3. The Fed steps in to buy more bonds in order to contain the carnage. But the Fed discovers it does not have the depth with which to buy trillions at a go. It wheezes after a few hundred billion. Why? i'm guessing a number of factors- political opposition to more debt; a sudden realization at the Rothschild level that even they have a limit to risk appetite. Something like that. The Fed's QE then will be too little, too late.


The Japanese government is the most heavily indebted entity on planet Earth, perhaps in all of recorded history.

The Japanese government cannot possibly pay the debt, but it will attempt to roll it over. Rolling it over in a progressively weakening currency reduces the load. Thus, Abenomic's ongoing debasement of the yen.
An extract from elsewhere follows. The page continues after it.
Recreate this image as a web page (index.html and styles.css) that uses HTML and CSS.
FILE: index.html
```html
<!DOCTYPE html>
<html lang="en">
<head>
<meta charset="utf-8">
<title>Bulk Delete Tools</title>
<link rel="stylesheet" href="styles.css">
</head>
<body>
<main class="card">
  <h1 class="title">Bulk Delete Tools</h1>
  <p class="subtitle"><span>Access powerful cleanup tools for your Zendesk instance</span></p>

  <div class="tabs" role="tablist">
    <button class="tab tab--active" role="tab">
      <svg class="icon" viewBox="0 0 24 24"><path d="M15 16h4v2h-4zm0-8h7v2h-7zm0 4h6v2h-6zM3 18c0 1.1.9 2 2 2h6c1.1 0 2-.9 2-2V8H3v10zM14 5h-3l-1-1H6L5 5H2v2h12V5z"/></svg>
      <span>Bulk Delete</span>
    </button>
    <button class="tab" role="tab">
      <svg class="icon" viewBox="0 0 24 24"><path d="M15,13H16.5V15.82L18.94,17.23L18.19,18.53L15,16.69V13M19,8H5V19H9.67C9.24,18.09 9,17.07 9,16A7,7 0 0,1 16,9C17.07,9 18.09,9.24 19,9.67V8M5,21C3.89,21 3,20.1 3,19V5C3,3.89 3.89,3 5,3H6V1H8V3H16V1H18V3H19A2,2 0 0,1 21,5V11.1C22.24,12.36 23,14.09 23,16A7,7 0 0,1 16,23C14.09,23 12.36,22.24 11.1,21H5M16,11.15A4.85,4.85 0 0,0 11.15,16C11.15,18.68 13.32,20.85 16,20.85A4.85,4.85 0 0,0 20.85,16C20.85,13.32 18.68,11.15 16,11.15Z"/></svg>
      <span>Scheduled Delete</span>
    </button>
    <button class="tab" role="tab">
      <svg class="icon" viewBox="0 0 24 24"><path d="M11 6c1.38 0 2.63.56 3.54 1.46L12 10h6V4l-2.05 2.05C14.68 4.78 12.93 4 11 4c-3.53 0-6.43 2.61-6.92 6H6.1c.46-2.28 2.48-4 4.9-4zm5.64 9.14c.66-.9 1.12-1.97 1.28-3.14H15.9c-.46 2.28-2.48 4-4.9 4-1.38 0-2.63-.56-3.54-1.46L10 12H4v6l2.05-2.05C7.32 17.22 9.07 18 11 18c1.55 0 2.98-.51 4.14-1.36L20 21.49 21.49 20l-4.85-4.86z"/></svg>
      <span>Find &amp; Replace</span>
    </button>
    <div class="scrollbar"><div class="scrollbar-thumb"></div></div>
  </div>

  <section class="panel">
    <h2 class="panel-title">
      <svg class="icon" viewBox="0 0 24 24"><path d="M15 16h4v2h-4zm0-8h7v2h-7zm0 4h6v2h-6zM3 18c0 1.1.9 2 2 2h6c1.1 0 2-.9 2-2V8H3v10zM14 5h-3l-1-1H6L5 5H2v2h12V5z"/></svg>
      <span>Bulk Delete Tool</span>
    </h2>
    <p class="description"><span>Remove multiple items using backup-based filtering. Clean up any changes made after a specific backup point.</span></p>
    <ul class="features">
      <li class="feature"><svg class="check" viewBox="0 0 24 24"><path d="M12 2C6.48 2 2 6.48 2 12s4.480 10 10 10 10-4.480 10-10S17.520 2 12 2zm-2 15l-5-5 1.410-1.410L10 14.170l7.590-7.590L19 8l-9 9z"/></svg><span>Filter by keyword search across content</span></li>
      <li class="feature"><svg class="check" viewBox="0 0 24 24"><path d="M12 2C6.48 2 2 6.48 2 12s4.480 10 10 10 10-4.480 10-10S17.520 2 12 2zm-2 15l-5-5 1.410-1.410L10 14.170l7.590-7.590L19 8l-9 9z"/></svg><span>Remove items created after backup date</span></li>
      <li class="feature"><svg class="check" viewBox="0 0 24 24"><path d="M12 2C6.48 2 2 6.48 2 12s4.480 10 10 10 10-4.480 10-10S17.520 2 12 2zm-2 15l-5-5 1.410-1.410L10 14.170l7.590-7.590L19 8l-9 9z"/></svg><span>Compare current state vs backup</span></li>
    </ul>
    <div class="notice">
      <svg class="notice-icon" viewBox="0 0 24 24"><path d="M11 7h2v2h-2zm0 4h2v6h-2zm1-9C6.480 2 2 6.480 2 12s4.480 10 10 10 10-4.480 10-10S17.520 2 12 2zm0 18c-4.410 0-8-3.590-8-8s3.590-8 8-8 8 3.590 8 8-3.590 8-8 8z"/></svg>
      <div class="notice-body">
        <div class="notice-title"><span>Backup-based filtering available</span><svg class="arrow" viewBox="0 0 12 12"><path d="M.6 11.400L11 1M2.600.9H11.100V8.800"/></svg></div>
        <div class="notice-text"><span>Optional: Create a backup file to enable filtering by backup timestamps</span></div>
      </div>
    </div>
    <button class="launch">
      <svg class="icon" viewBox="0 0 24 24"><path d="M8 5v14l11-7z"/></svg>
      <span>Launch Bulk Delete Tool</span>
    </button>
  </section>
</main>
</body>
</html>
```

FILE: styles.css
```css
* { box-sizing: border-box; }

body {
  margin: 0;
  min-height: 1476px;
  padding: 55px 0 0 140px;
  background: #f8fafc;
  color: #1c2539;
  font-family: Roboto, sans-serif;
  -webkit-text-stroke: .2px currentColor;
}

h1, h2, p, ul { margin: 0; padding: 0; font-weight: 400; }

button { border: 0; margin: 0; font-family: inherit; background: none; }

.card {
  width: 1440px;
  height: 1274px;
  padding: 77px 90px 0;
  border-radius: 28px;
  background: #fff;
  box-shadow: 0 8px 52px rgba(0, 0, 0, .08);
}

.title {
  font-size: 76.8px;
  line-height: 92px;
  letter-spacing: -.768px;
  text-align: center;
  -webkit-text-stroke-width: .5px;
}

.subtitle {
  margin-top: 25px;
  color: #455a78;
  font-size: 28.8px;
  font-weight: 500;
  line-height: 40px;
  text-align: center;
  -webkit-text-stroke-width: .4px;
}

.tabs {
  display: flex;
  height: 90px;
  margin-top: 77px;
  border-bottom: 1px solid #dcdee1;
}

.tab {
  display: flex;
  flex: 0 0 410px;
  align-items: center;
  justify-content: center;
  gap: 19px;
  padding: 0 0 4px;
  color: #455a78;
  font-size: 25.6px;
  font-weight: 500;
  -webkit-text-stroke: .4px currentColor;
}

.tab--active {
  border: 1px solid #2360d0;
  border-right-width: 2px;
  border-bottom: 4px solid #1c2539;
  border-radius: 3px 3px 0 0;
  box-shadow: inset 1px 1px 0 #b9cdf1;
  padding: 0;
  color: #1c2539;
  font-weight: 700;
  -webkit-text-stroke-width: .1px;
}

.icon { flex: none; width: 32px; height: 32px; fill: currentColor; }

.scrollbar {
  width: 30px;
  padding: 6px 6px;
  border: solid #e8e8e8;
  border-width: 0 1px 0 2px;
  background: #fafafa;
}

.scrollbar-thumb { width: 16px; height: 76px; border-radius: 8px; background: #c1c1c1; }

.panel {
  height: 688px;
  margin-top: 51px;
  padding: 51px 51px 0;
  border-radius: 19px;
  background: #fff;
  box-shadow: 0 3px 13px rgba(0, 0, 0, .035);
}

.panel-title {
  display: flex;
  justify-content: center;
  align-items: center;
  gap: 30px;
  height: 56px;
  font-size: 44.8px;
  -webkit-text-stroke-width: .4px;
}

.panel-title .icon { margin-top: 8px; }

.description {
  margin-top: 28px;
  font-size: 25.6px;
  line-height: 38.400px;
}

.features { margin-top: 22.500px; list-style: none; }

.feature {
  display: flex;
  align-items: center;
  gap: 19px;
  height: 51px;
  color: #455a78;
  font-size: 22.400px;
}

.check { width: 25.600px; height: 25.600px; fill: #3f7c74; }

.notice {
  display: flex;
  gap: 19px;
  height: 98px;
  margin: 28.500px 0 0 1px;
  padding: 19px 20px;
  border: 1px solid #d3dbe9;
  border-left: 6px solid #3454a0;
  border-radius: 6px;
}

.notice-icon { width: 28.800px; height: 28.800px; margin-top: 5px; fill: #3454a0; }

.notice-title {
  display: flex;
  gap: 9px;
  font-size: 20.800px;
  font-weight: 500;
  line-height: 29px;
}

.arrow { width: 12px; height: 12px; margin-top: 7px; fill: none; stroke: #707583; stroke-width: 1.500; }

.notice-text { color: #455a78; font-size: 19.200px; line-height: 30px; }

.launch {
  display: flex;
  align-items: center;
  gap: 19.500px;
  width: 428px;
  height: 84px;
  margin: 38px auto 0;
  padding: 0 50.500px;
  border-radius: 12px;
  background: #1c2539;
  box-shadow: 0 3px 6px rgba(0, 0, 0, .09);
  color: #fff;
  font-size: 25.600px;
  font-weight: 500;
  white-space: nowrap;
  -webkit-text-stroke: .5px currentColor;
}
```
However, in its heavily indebted state, the Japanese government is very vulnerable to interest rate shocks. It has been speculated elsewhere that servicing a 10-year yield of 2% would effectively cost every single yen collected in taxes by the central government.

So, the nominally independent BOJ, already owning more than half the JGB market, has been drafted by domestic and global stakeholders into purchasing massive JGB issuance going forward, to cap interest rates, and thus mediate risk of a market-directed interest rate shock.
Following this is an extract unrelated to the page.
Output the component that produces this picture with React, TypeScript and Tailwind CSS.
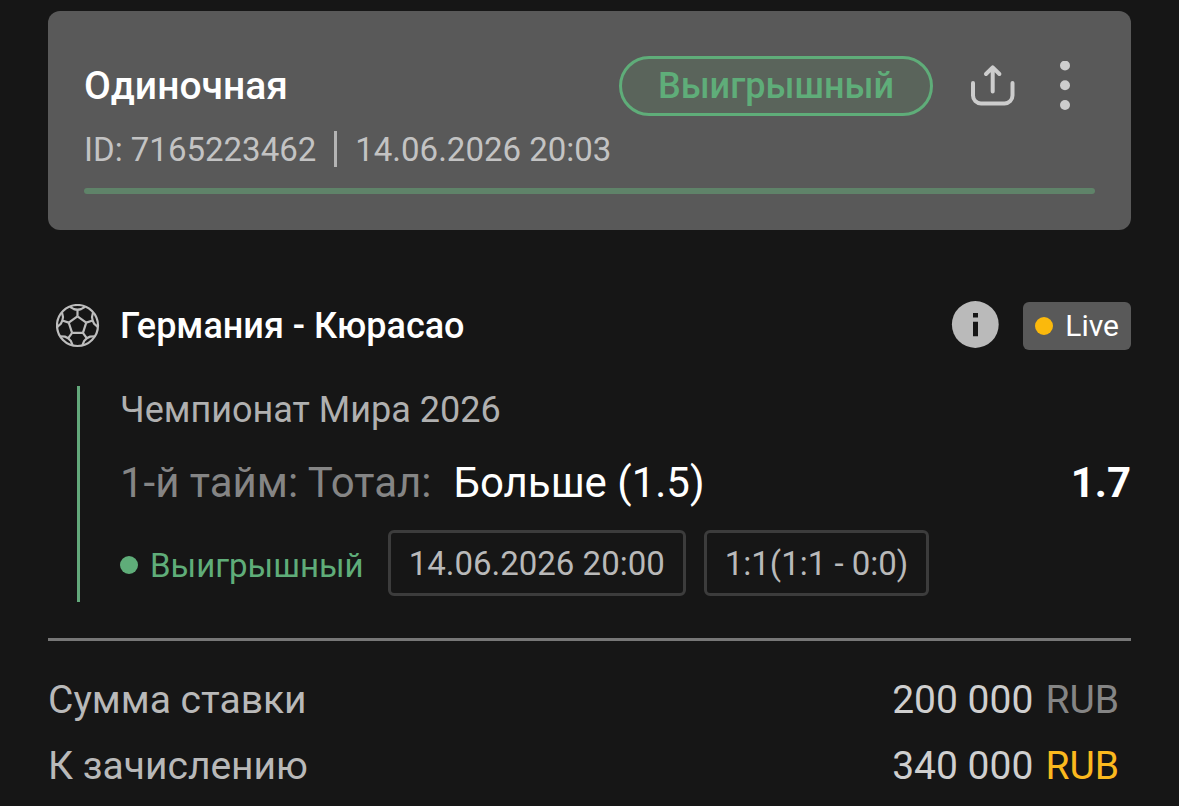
import type { ReactNode } from "react";

const FONT = "font-[Roboto,'Noto_Sans',sans-serif]";
const CHIP =
  "flex h-[66px] items-center whitespace-nowrap rounded-md border-3 border-[#3c3c3c] px-[18px] text-[33px] text-[#b9b9b9]";

// One fifth of the ball: pentagon edge, seam and outer patch
const BALL_SEGMENT = "M22 12.8 30.7 19.1M22 12.8V6M14.4 3.2 18.4 5.6Q22 6.6 25.6 5.6L29.6 3.2";
const BALL_TURNS = [0, 72, 144, 216, 288];

function BallIcon() {
  return (
    <svg viewBox="0 0 44 44" className="size-11 shrink-0" fill="none" stroke="#bdbdbd" strokeWidth="2.2" aria-hidden="true">
      <circle cx="21.5" cy="21.5" r="20.5" />
      {BALL_TURNS.map((deg) => (
        <path key={deg} d={BALL_SEGMENT} transform={`translate(-0.5 -0.5) rotate(${deg} 22 22)`} />
      ))}
    </svg>
  );
}

function ShareIcon() {
  return (
    <svg viewBox="0 0 44 44" className="size-11" fill="none" stroke="#cdcdcd" strokeWidth="4" strokeLinecap="round" strokeLinejoin="round" aria-hidden="true">
      <path d="M2 19v12.500a8 8 0 0 0 8 8h23.500a8 8 0 0 0 8-8V19" />
      <path d="M21.700 27.500V3.500M15 10l6.700-6.700L28.400 10" />
    </svg>
  );
}

function DotsIcon() {
  return (
    <svg viewBox="0 0 10 50" className="h-[50px] w-2.5" fill="#cdcdcd" aria-hidden="true">
      <circle cx="5" cy="4.500" r="5" />
      <circle cx="5" cy="24.300" r="5" />
      <circle cx="5" cy="44" r="5" />
    </svg>
  );
}

function InfoIcon() {
  return (
    <svg viewBox="0 0 48 48" className="size-12" aria-hidden="true">
      <circle cx="24.300" cy="23.500" r="23.400" fill="#bababa" />
      <path fill="#161616" d="M22 12h5v4.500h-5zM22 20.800h5v14.500h-5z" />
    </svg>
  );
}

function IconButton({ label, children }: { label: string; children: ReactNode }) {
  return (
    <button type="button" aria-label={label} className="flex h-[60px] w-[60px] items-center justify-center">
      {children}
    </button>
  );
}

function SumRow({
  label,
  amount,
  currencyClass,
}: {
  label: string;
  amount: string;
  currencyClass: string;
}) {
  return (
    <div className="flex h-[66px] items-center justify-between pr-3">
      <dt className="text-[#b9b9b9]">{label}</dt>
      <dd className="flex gap-3 text-[#cfcfcf]">
        {amount}
        <span className={currencyClass}>RUB</span>
      </dd>
    </div>
  );
}

export default function App() {
  return (
    <main className={`min-h-screen bg-[#161616] px-12 pt-[11px] leading-none ${FONT}`}>
      <header className="rounded-xl bg-[#595959] px-9 pt-[45px] pb-9">
        <div className="flex items-center">
          <h1 className="text-[39px] font-medium text-white">Одиночная</h1>
          <span className="ml-auto flex h-[60px] items-center rounded-full border-3 border-[#5fad79] bg-[#5a645b] px-9 text-[36px] font-medium text-[#5fad79]">
            Выигрышный
          </span>
          <div className="ml-[30px] flex gap-3">
            <IconButton label="Поделиться">
              <ShareIcon />
            </IconButton>
            <IconButton label="Ещё">
              <DotsIcon />
            </IconButton>
          </div>
        </div>
        <div className="mt-[15px] flex h-9 items-center text-[33px] text-[#c3c3c3]">
          <span>ID: 7165223462</span>
          <span className="mx-[18px] h-9 w-[3px] bg-[#b4b4b4]" />
          <time>14.06.2026 20:03</time>
        </div>
        <div className="mt-[21px] h-1.5 rounded-full bg-[#5f8369]" />
      </header>

      <section>
        <div className="mt-[72px] flex h-12 items-center">
          <div className="ml-2">
            <BallIcon />
          </div>
          <h2 className="ml-5 text-[36px] font-medium text-white">Германия - Кюрасао</h2>
          <button type="button" aria-label="Информация" className="ml-auto pb-[3px]">
            <InfoIcon />
          </button>
          <span className="ml-6 flex h-12 items-center gap-3 rounded-md bg-[#595959] px-3 text-[30px] text-white">
            <span className="size-[18px] rounded-full bg-[#fbb90c]" />
            Live
          </span>
        </div>

        <div className="mt-9 ml-[29px] border-l-3 border-[#63a87b] pb-1.5 pl-10">
          <p className="text-[36px] leading-12 text-[#b0b0b0]">Чемпионат Мира 2026</p>
          <div className="flex h-24 items-center justify-between pt-0.5 text-[42px]">
            <p className="flex gap-[22px]">
              <span className="text-[#858585]">1-й тайм: Тотал:</span>
              <span className="text-white">Больше (1.5)</span>
            </p>
            <strong className="font-bold text-white">1.7</strong>
          </div>
          <div className="flex items-center">
            <p className="flex items-center gap-3 pt-1 text-[33px] text-[#5fad79]">
              <span className="size-[18px] rounded-full bg-[#5fad79]" />
              Выигрышный
            </p>
            <time className={`ml-6 ${CHIP}`}>14.06.2026 20:00</time>
            <span className={`ml-[18px] ${CHIP}`}>1:1(1:1 - 0:0)</span>
          </div>
        </div>
      </section>

      <dl className="mt-9 border-t-3 border-[#777777] pt-[26px] text-[39px]">
        <SumRow label="Сумма ставки" amount="200 000" currencyClass="text-[#858585]" />
        <SumRow label="К зачислению" amount="340 000" currencyClass="text-[#fbb91e]" />
      </dl>
    </main>
  );
}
If it sounds like Zimbabwe, that's because it is. The difference between a Japanese currency/debt crisis and a Zimbabwean one being that yen is a part of the IMF-SDR basket, Japanese commercial banks are thoroughly integrated in global counterparty payments, and thus Japanese collapse represents systemic risk to the overarching global financial racket. To think that this QE hand-off from the FED to the BOJ to stave off a Bankster Apocalypse was not negotiated by their respective Chairmen at the Bank of International Settlements would be disingenuous. Again: Japanese Sovereign collapse takes the international credit syndicate down.


I predicted 130 yen to USD by mid '15.

I like my odds. Now the ECB is really going to feel the heat like never before to debase the euro, which will in turn put massive pressure on PBOC to debase CNY.
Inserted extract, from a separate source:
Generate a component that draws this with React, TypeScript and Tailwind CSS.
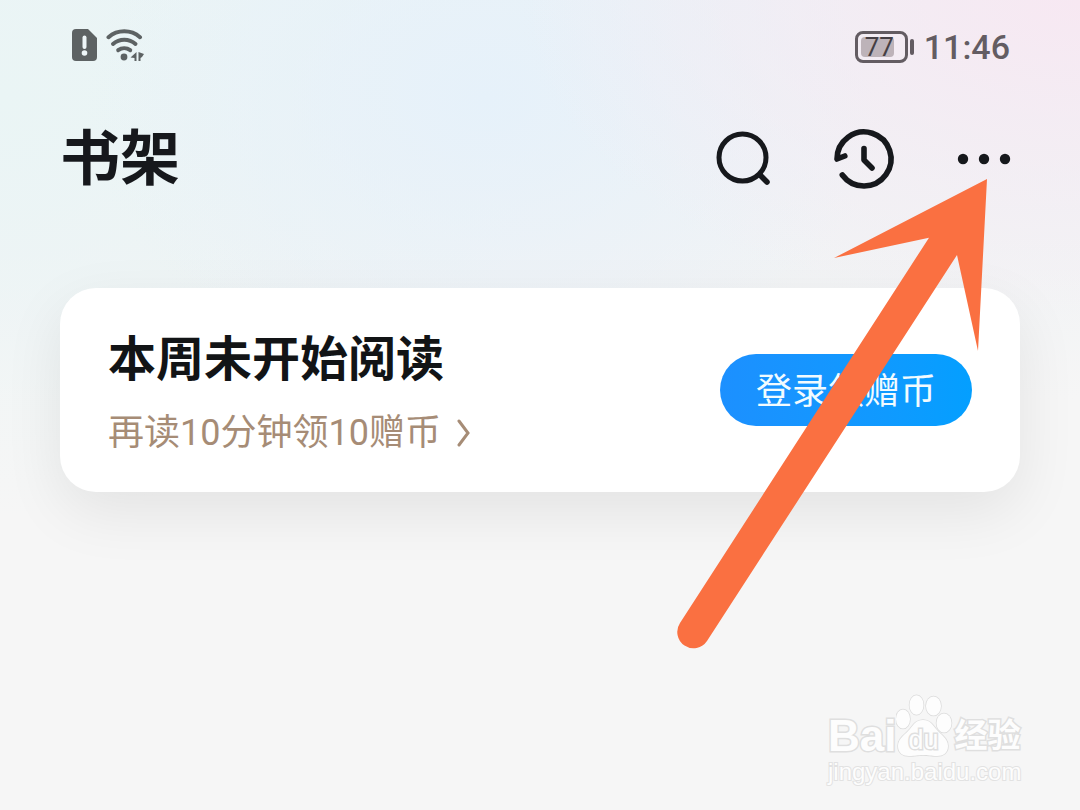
import React from "react";

const StatusBar = () => {
  return (
    <div className="flex h-[94px] items-center justify-between pl-3 pr-2.5 text-[#5d6263]">
      <div className="flex items-center gap-2 pb-1">
        {/* sim warning */}
        <svg width="26" height="34" viewBox="0 0 26 34" aria-label="SIM">
          <path
            d="M4 1h12l9 9v19a4 4 0 0 1-4 4H4a4 4 0 0 1-4-4V5a4 4 0 0 1 4-4z"
            fill="currentColor"
          />
          <path d="M12.5 9.500v9.500" stroke="#eef6f8" strokeWidth="4" strokeLinecap="round" />
          <circle cx="12.500" cy="25" r="2.800" fill="#eef6f8" />
        </svg>
        {/* wifi */}
        <svg width="42" height="34" viewBox="0 0 42 34" fill="none" aria-label="Wi-Fi">
          <g stroke="currentColor" strokeWidth="4" strokeLinecap="round">
            <path d="M2.500 9.200a24 24 0 0 1 31.500 0" />
            <path d="M7 16a17 17 0 0 1 22.500 0" />
            <path d="M12.200 22.200a10 10 0 0 1 12 0" />
          </g>
          <circle cx="18" cy="29" r="3.400" fill="currentColor" />
          <path d="M30.500 24v9h-2v-3l-4-.6zM32.500 33v-9l5.500 2-2 3-1.500 1v3z" fill="currentColor" />
        </svg>
      </div>

      <div className="flex items-center gap-2.5 font-[Roboto,sans-serif] text-[#635c62]">
        <div className="flex items-center gap-0.5">
          <div className="h-8 w-[53px] rounded-lg border-3 border-current p-[3px]">
            <div className="flex h-5 w-[33px] items-center rounded-sm bg-[#bdb3b9] pl-1 text-[26px] leading-5 text-[#453f44]">
              77
            </div>
          </div>
          <div className="h-4 w-1 rounded-full bg-current" />
        </div>
        <span className="text-[34px] font-medium leading-10">11:46</span>
      </div>
    </div>
  );
};

const Header = () => {
  return (
    <header className="flex h-32 items-center justify-between pr-2 text-[#16181c]">
      <h1 className="pb-2 text-[60px] font-bold leading-[72px]">书架</h1>

      <div className="flex items-center gap-[60px]">
        <button type="button" aria-label="搜索">
          <svg width="60" height="60" viewBox="0 0 60 60" fill="none" stroke="currentColor" strokeWidth="5">
            <circle cx="30.500" cy="29.500" r="23.500" />
            <path d="M48 47l7 7" strokeWidth="5.500" strokeLinecap="round" />
          </svg>
        </button>
        <button type="button" aria-label="阅读历史">
          <svg
            width="60"
            height="60"
            viewBox="0 0 60 60"
            fill="none"
            stroke="currentColor"
            strokeWidth="5.600"
            strokeLinecap="round"
            strokeLinejoin="round"
            className="overflow-visible"
          >
            <path d="M12.800 28L5 31A27 27 0 1 1 10.300 47" />
            <path d="M32 20.500V32l8 8" />
          </svg>
        </button>
        <button type="button" aria-label="更多">
          <svg width="60" height="60" viewBox="0 0 60 60" fill="currentColor">
            <circle cx="11" cy="31" r="5.200" />
            <circle cx="32" cy="31" r="5.200" />
            <circle cx="53" cy="31" r="5.200" />
          </svg>
        </button>
      </div>
    </header>
  );
};

const ReadingCard = () => {
  return (
    <section className="mt-[66px] flex items-center justify-between rounded-[36px] bg-white px-12 py-[33px] shadow-[0_20px_60px_rgba(0,0,0,0.08)]">
      <div className="pb-0.5">
        <h2 className="text-5xl font-bold leading-[68px] text-[#121416]">本周未开始阅读</h2>
        <a
          href="#"
          className="mt-5 flex items-center gap-4 font-[Roboto,Noto_Sans_CJK_SC,sans-serif] text-4xl leading-[48px] text-[#a68c76]"
        >
          再读10分钟领10赠币
          <svg width="16" height="28" viewBox="0 0 16 28" fill="none" stroke="currentColor" strokeWidth="3">
            <path d="M2 2l9 12-9 12" strokeLinecap="round" />
          </svg>
        </a>
      </div>

      <button
        type="button"
        className="h-[72px] rounded-full bg-linear-to-r from-[#1c90ff] to-[#049fff] px-9 pb-1 text-4xl text-[#f2fbff]"
      >
        登录领赠币
      </button>
    </section>
  );
};

const Watermark = () => {
  return (
    <div className="absolute right-[58px] top-[694px] w-[194px] text-[#fdfdfd] [-webkit-text-stroke:3px_#dfdfdf] [paint-order:stroke_fill]">
      <div className="flex items-end font-[Liberation_Sans,Noto_Sans_CJK_SC,sans-serif] font-bold">
        <span className="text-[44px] leading-[44px]">Bai</span>
        <div className="relative">
          <svg width="58" height="64" viewBox="0 0 58 64" fill="#fdfdfd" stroke="#dcdcdc" strokeWidth="1.500">
            <ellipse cx="7" cy="25" rx="7" ry="9.500" />
            <ellipse cx="20.500" cy="11" rx="7" ry="9.800" />
            <ellipse cx="37.500" cy="12" rx="7.500" ry="9.500" />
            <ellipse cx="48" cy="29" rx="7.500" ry="9.500" />
            <path d="M27 26c7 0 10 5 13 9 4 5 12 9 12 17 0 7-5 10-11 10-6 0-9-1-14-1s-8 1-14 1c-6 0-11-3-11-10 0-8 8-12 12-17 3-4 6-9 13-9z" />
          </svg>
          <span className="absolute bottom-1 left-3 text-[27px] font-normal leading-7">du</span>
        </div>
        <span className="text-[33px] leading-[44px]">经验</span>
      </div>
      <div className="font-[Liberation_Sans,sans-serif] text-2xl leading-7 [-webkit-text-stroke:2px_#e2e2e2]">
        jingyan.baidu.com
      </div>
    </div>
  );
};

const App = () => {
  return (
    <main className="relative min-h-screen overflow-hidden bg-[#f6f6f6] bg-[radial-gradient(ellipse_560px_320px_at_100%_0%,#f7e8f2,#f7e8f200),radial-gradient(ellipse_400px_300px_at_45%_12%,#e6f1fa,#e6f1fa00),radial-gradient(ellipse_560px_420px_at_0%_12%,#eaf5f5,#eaf5f500),linear-gradient(to_bottom,#ecf3f6,#f1f3f5_240px,#f6f6f6_400px)] px-[60px] pb-8 font-[Noto_Sans_CJK_SC,sans-serif]">
      <StatusBar />
      <Header />
      <ReadingCard />

      {/* pointer to the more button */}
      <svg
        className="pointer-events-none absolute right-20 top-[170px]"
        width="330"
        height="490"
        viewBox="0 0 330 490"
        fill="#fa7041"
      >
        <path d="M317 9L164 88l95-20.300L10 453a16 16 0 0 0 27 18L287 85l21 96z" />
      </svg>

      <Watermark />
    </main>
  );
};

export default App;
Export-dependent nations are all going to have to massively debase their currency or face a literal big D Depression.

Gotta love the CB circle jerk now set in motion.


Step back for a moment and realize we are watching Japan knowingly print it's currency to oblivion (to be followed by the rest of us). Not in some moldy old textbook, not in some 3rd world nation run by triabal warlords, but right in front of our eyes in real-time.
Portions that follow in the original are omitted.